Why are other people not like me?
Why am I a nerd and why so many other people simply not care?
What makes me different than them?
Do I care too much?
These were some of the questions that were running through my brain as I was growing up. I was a quiet, shy, I read quite a bit, played video games, read fantasy and science fiction, wore glasses and was taught to love life and ask why.
As I went to school, I realized that not everyone was like me. It seemed like many students didn’t like school at all, were interested much more in leaving, and mostly cared about sports and cars.
So, this made me ask these questions of identity:
- why did I care so much?
- Was this love of learning silly?
- Why did I meet so few people that were like myself?
This made me obsess about apathy: I realized that some people chose their attitude towards life. Honestly, we all go through this, right?
It’s about finding our identity as teenagers.
So, from that point on, I made it my mission to look at the world with eyes of abundance: in what ways can I make my life more meaningful? Is there evidence beyond what I want to believe that shows that there is value in the things I choose to do?
As a kid, I was often given praise as I was able to learn many things quickly. I did well in all the AP courses and often learned things in my free time, but I was convinced I had a fixed amount of talent. I always feared that someone would finally show I was a fake — that I didn’t deserve all the nice words people said about me.
Talent vs. Growth
There are certain parts of my life that I always believed I would be bad at – drawing is a great example. My dad often would talk about himself how, “I’ve never had any talent for drawing, whatsoever!”. I internalized my dad’s thoughts of himself to myself over time but applied it to several different things: playing french horn, my math skills, writing. Honestly, it was all over most of the things I did. I was convinced that I had talent, but it was fixed and not something I could change.
Now, Carol Dweck has written an amazing book about this called Mindset. But, I didn’t know it existed yet 😢
Fortunately, I had a really good senior English teacher, Mr. Martinez. He enjoyed EVERYTHING. He was like the teacher from Dead Poet’s Society:
He wasn’t as dramatic every day, but he had a fierce love of life I wanted to emulate. I thought, “how does this person feel so strong about life?”
So, I stayed after school and asked questions:
- Why do you smile so much?
- What makes you so lively?
- Where do you find the energy?
- Why do you like learning so much?
- Aren’t you every afraid of being wrong or showing you’re not as smart as people think you are?
Question by question a shadow of an answer started to form. I realized 3 things gradually:
- I did not have a fixed amount of intelligence! Life was not a battle about protecting how smart other people thought I was but was rather an opportunity to become a stronger person.
- The key difference was Mr. Martinez believed in the growth mindset: the idea that some of my skills initially may be in one place, but with focus and discipline, I can increase my ability beyond what I started with.

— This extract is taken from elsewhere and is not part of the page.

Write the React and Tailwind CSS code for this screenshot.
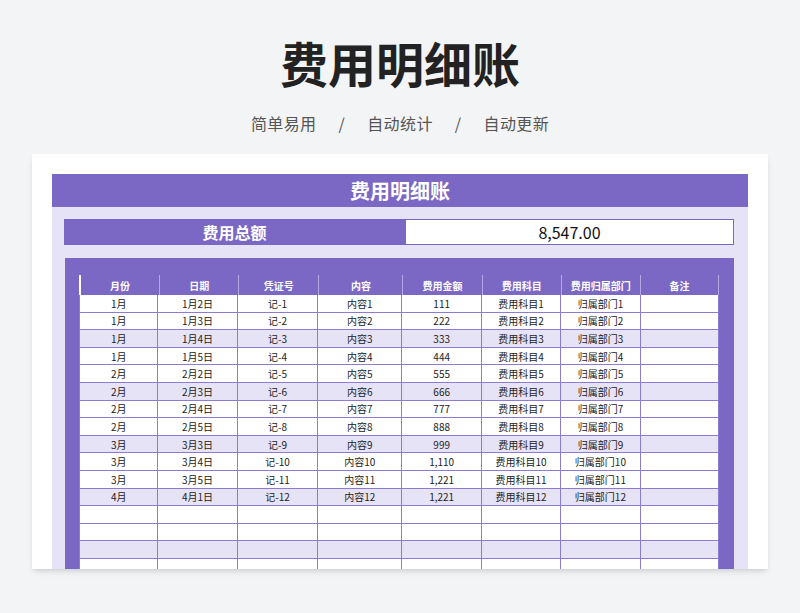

- Mr. Martinez was the first adult who genuinely showed a sense of wonder about the world as an adult. I would call it the Joy of Discovery as a kid and as an adult I realized it to simply be fierce mindfulness. He simply enjoyed experiencing things for themselves as I’ve written about here.
Growing Out of Genius Compliments
I was naturally good at a few things growing up: I could read quickly and I understood ideas well.
But over time, I grew to believe that’s who I was. I felt really depressed if I didn’t have the right answer.
I had identified myself as the really smart, nerdy kid and if I didn’t have that, I felt like I didn’t have anything else.
I started to realize this was incredibly limiting: I learned to make failure my friend and tried to emulate Mr. Martinez. I tried to visualize it: I had this picture of how every little thing I did added up to this picture of who I was and that if I really did things with care, I could turn that picture into something beautiful.
I kept this picture in my heart.
But that doesn’t mean I did it perfectly 😂😂😂
Fixed Parts of a Growing Mind
Just because I know had an optimistic view of the universe, doesn’t mean it magically worked everywhere in my life. I still thought I couldn’t draw (though I got slightly better as an adult: here’s my self-portrait from Graduate School)
I thought my skill at the french horn was finite. I didn’t have enough talent and could never catch up because I was too focused on it.
I thought my social skills sucked (I was quiet and I just didn’t have anything to say!).
Sometimes, we may believe one thing, but have carryover from our previous experiences or attitudes. I had to explicitly think:
What skills do I think I can master?
What are the things I am truly terrible at?
I realized, many years later, that this is how I treated my french horn playing. I believe I had a limited amount of skill and it was far beneath my colleagues. Instead of considering what was possible, I was boxed into what I saw. I obsessed about playing as they played instead of what the next thing I was capable of doing.
In the case of drawing, my wife taught me that it wasn’t that I was bad at it, but rather, it was that I had never tried to really teach myself or allowed myself to fail.
She continually inspired and pushed me until we grew a habit together of going out for a night of painting and giggles:
So, for me, it was a gradual process. I did not overnight go from having low-self-esteem to suddenly loving all parts of myself today. I got there piece by piece.
Are there parts of your life you think is fixed and can’t change?
I challenge you to think about a small way of changing it.